Bettany floated into view like Venus emerging from the sea to tell us dark tales of "love and sex, blood and gore". An actor with a bull's head snorted steam in an underground cave and made menacing gestures (or they may have been desperate signals for someone to come and help him get his costume off, which did look uncomfortably tight).

Like many a child of a straying royal, the minotaur had to be kept hidden from public view. Well, how do you explain his horns? As for the lion's teeth, even Minos' erring wife had no idea where they came from.
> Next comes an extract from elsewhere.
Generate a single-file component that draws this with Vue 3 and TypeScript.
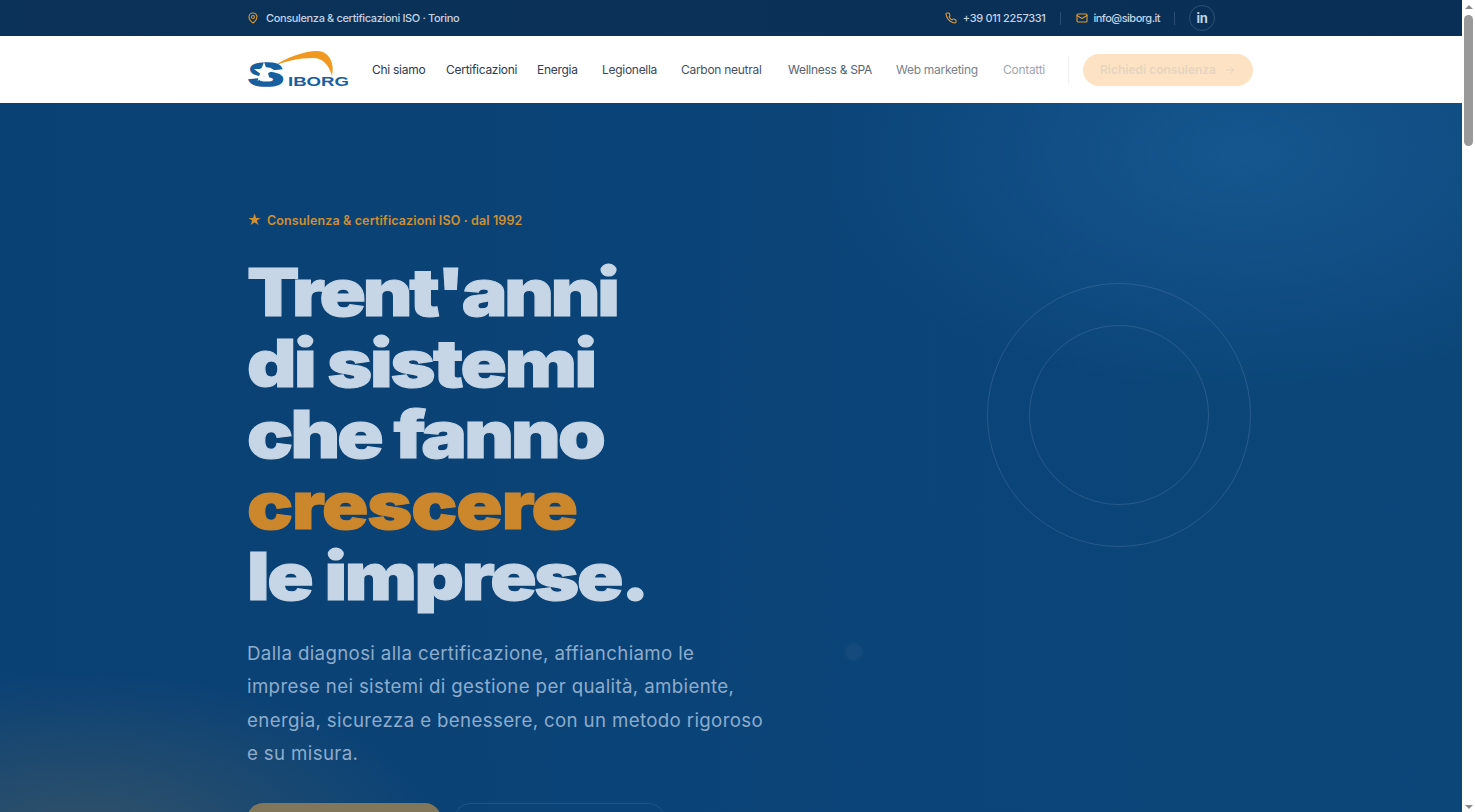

Try as she might, Pasiphae couldn't remember anyone like that.

To prevent awkward questions, she ordered Daedalus, "the master builder of the Bronze Age", to construct a labyrinth in which to confine the result of her adultery. It wasn't much of a life, as you can imagine. And it was cut short by Theseus, who objected to the Minotaur's taste for Athenian youth.

Bettany, who spent a lot of time puttering round the island on a scooter, declared that this "cock and bull story" was probably a garbled version of the conquest of Crete by the Mycenaens. She pointed to a tomb. It was Greek and spoke of a warrior culture quite different from the Minoan way of life.

They were artists and craftsmen whose pots and jewellery had a surprisingly art deco look, and they were also traders specialising in luxury goods. They were the first to produce the colour purple by extracting the mucus of the murex snail, which they apparently factory farmed.

But this largely peaceful and even republican society had its dark side, human sacrifice. An earthquake swallowed a priest and victims in mid act, the rope still visible round the wrist bones of a young boy. This is why Bettany must be banished. She reminds us of the complexity of any society, an idea that can lead only to confusion in our transparent, target-driven culture. Oh yes, and she also reminds us of where we came from and what we've lost. Baggage we don't need if we are to travel light.